When it comes to links displayed in an unsolicited email, it is always advisable to hover over them to verify their actual final destination.
Users should pay particular attention to the final part of the URLs, as it is there that the final web address appears.
Https or Padlock Icon
If users click on a suspicious link, it is also good practice to look for https in the web address or a padlock icon in the browser window, as they indicate whether or not it is secure.
Beware of impersonalised emails, such as the ones beginning with «Hello» or «Dear customer». They can be phishing attempts.
Highly personalized messages
Beware of highly personalized messages, where users are correctly addressed and perhaps a colleague or an event they regularly participate to are mentioned. Cybercriminals know how and where to find similar information. Previously mentioned tips should not be skipped even of the sender seems a legitimate one.

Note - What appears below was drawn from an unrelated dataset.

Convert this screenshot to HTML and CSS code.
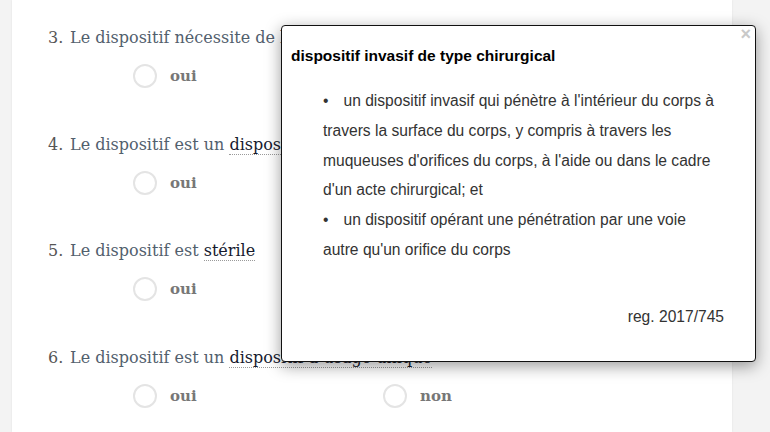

Emails containing typos and poor grammar often indicate a phishing attempt.
Phishing concerns us all and may happen to anyone, with very unpleasant consequences.
Never trust seemingly legitimate email addresses or websites, never respond to unsolicited emails and never click on links even if the messages received display logos or customer service phone numbers that seem authentic.
The email elements mentioned above should be regularly checked and their verification should become a daily routine.
Whenever possible, users should protect their accounts through strong authentication, also known as two-factor authentication, which requires a second password or code when signing in.
Always keep in mind that neither your bank nor MyBank will never ask customers and users their credentials, confidential information or sensitive data.